With a small crack that lets in water, great dams can crack open, and no longer function to hold it back. It is similar with the power of people putting forward logical arguments for personal liberty. They have, through what started as small drips of water, flooded that wall of constraint that limited the power of an individual over themselves. The rights of individuals are enshrined in the constitutions of most modern countries and courts continue to interpret where such prejudice and injustice lies. The world is supported in converting to a more equal, just and democratic world based on such principles. These same forces continue to compel new generations to better understand personal liberty, the relation to equality and the continued seeking of remaining injustices to be corrected.

    References
  • de Condorcet, Marquis: “Admission of Women to the Rights of Citizenship” (1790) ENG 2302 Electronic Course Reader. Ed. Giuliana Lund. UHD Online: Blackboard. University of Houston Downtown. July 2014. Web. 20 Feb 2016.

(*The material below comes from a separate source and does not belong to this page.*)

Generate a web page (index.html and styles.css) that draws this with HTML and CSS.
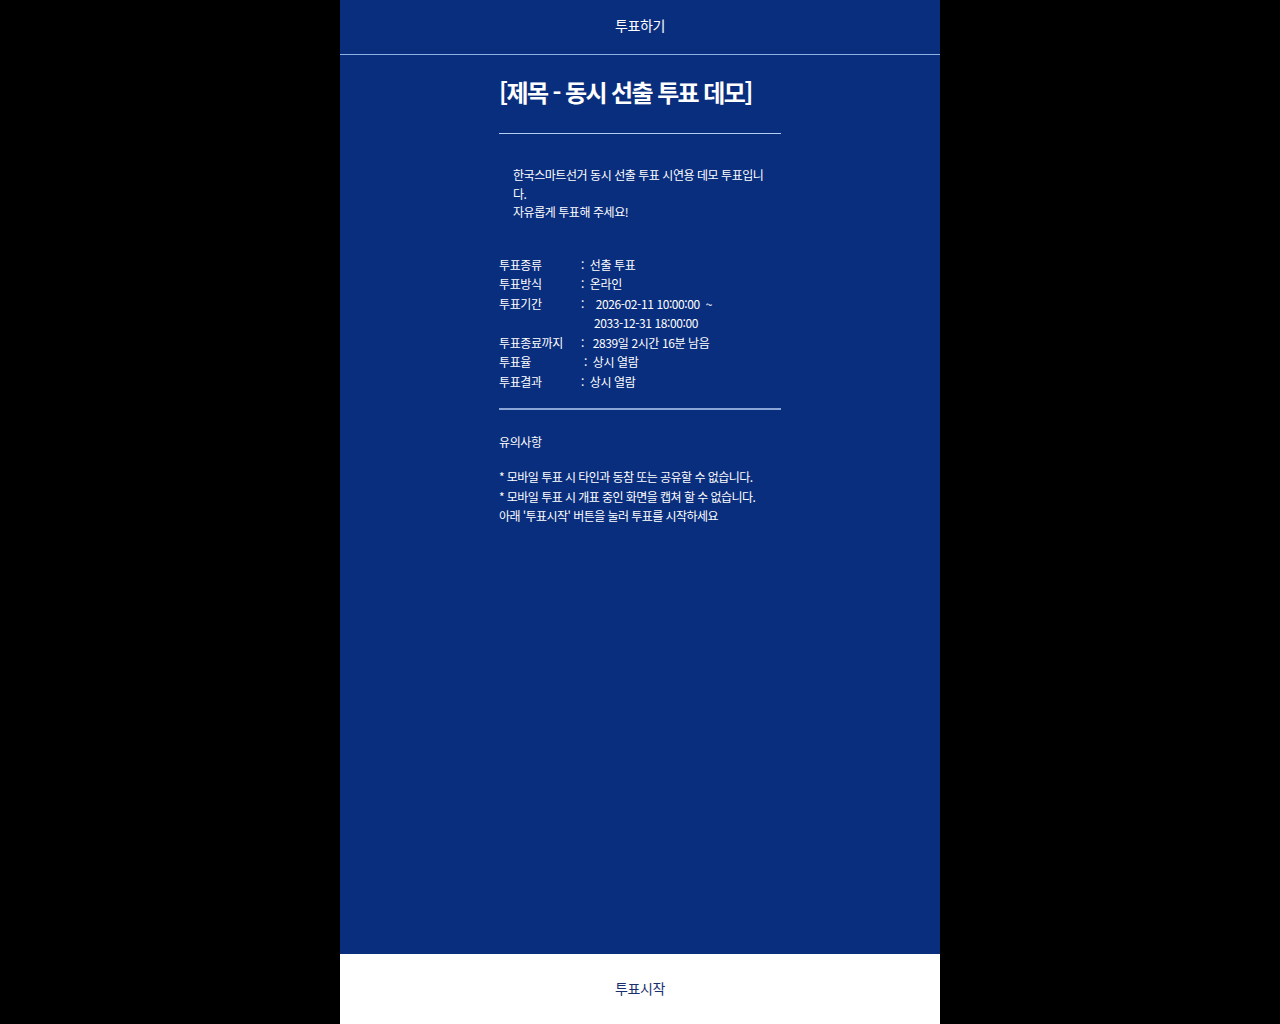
FILE: index.html
```html
<!DOCTYPE html>
<html lang="ko">
<head>
<meta charset="utf-8">
<title>투표하기</title>
<link rel="stylesheet" href="styles.css">
</head>
<body>
<div class="app">
  <header class="topbar">투표하기</header>
  <main class="content">
    <div class="column">
      <h1 class="title">[제목 - 동시 선출 투표 데모]</h1>
      <hr class="rule-thin">
      <p class="desc">한국스마트선거 동시 선출 투표 시연용 데모 투표입니다.<br>자유롭게 투표해 주세요!</p>
      <dl class="info">
        <div class="row"><dt>투표종류</dt><dd>:&nbsp; 선출 투표</dd></div>
        <div class="row"><dt>투표방식</dt><dd>:&nbsp; 온라인</dd></div>
        <div class="row"><dt>투표기간</dt><dd>:&nbsp;&nbsp;&nbsp; 2026-02-11 10:00:00 &nbsp;~<br><span class="cont">2033-12-31 18:00:00</span></dd></div>
        <div class="row"><dt>투표종료까지</dt><dd>:&nbsp;&nbsp; 2839일 2시간 16분 남음</dd></div>
        <div class="row"><dt>투표율</dt><dd class="shift">:&nbsp; 상시 열람</dd></div>
        <div class="row"><dt>투표결과</dt><dd>:&nbsp; 상시 열람</dd></div>
      </dl>
      <hr class="rule-thick">
      <p class="notice-title">유의사항</p>
      <p class="notes">* 모바일 투표 시 타인과 동참 또는 공유할 수 없습니다.<br>* 모바일 투표 시 개표 중인 화면을 캡쳐 할 수 없습니다.<br>아래 '투표시작' 버튼을 눌러 투표를 시작하세요</p>
    </div>
  </main>
  <footer class="bottombar"><button class="start-btn" type="button">투표시작</button></footer>
</div>
</body>
</html>
```
FILE: styles.css
```css
html, body {
  margin: 0;
  padding: 0;
  background: #000;
  height: 100%;
}
body {
  font-family: "Noto Sans CJK KR", "Noto Sans", sans-serif;
  color: #ffffff;
}
.app {
  width: 600px;
  height: 1024px;
  margin: 0 auto;
  display: flex;
  flex-direction: column;
  background: #0a2e7e;
}
.topbar {
  height: 55px;
  box-sizing: border-box;
  padding-bottom: 4px;
  border-bottom: 1px solid #8fb2e4;
  display: flex;
  align-items: center;
  justify-content: center;
  font-size: 14px;
  letter-spacing: -0.4px;
  color: #fff;
}
.content {
  flex: 1;
  display: flex;
  justify-content: center;
}
.column {
  width: 282px;
}
.title {
  margin: 22px 0 0;
  font-size: 24px;
  line-height: 30px;
  font-weight: 700;
  letter-spacing: -1.6px;
}
.rule-thin {
  margin: 26px 0 0;
  border: 0;
  height: 1px;
  background: #b5cdf0;
}
.desc {
  margin: 32px 0 0;
  padding: 0 14px;
  font-size: 12px;
  line-height: 18.5px;
  letter-spacing: -0.45px;
  word-break: break-all;
}
.info {
  margin: 33px 0 0;
  font-size: 12px;
  line-height: 19.5px;
  letter-spacing: -0.4px;
}
.row {
  display: flex;
}
.row dt {
  width: 82px;
  flex: none;
}
.row dd {
  margin: 0;
}
.row dd.shift {
  padding-left: 3px;
}
.cont {
  padding-left: 13px;
}
.rule-thick {
  margin: 17px 0 0;
  border: 0;
  height: 2px;
  background: #8aa6d6;
}
.notice-title {
  margin: 22px 0 0;
  font-size: 12px;
  line-height: 19.5px;
  letter-spacing: -0.4px;
}
.notes {
  margin: 15.5px 0 0;
  font-size: 12px;
  line-height: 19.5px;
  letter-spacing: -0.55px;
}
.bottombar {
  height: 70px;
  background: #fff;
  display: flex;
}
.start-btn {
  flex: 1;
  border: 0;
  background: #fff;
  font-family: "Noto Sans CJK KR", "Noto Sans", sans-serif;
  font-size: 14px;
  letter-spacing: -0.4px;
  color: #1a2f6e;
  padding: 0 0 3px;
  cursor: pointer;
}
```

  • “Declaration of the Independence of the Blacks of St. Domingo” (1803) ENG 2302 Electronic Course Reader. Ed. Giuliana Lund. UHD Online: Blackboard. University of Houston Downtown. July 2014. Web. 21 Feb 2016.
  • Equiano, Olaudah: The Interesting Narrative of the Life of Olaudah Equiano (1789) ENG 2302 Electronic Course Reader. Ed. Giuliana Lund. UHD Online: Blackboard. University of Houston Downtown. Web. 21 Feb 2016.
  • National Assembly: “Declaration of the Rights of Man and the Citizen” (1789) ENG 2302 Electronic Course Reader. Ed. Giuliana Lund. UHD Online: Blackboard. University of Houston Downtown. Web. 20 Feb 2016.
  • Olympe de Gouges: “Declaration of the Rights of Woman and the Citizeness” (1791) ENG 2302 Electronic Course Reader. Ed. Giuliana Lund. UHD Online: Blackboard. University of Houston Downtown. Web. 20 Feb 2016.
  • Rousseau, Jean-Jacques: The Social Contract (1762) ENG 2302 Electronic Course Reader. Ed. Giuliana Lund. UHD Online: Blackboard. University of Houston Downtown. Web. 20 Feb 2016.
  • Voltaire: Candide. (1758) ENG 2302 Electronic Course Reader. Ed. Giuliana Lund. UHD Online: Blackboard. University of Houston Downtown. July 2014. Web. 20 Feb 2016.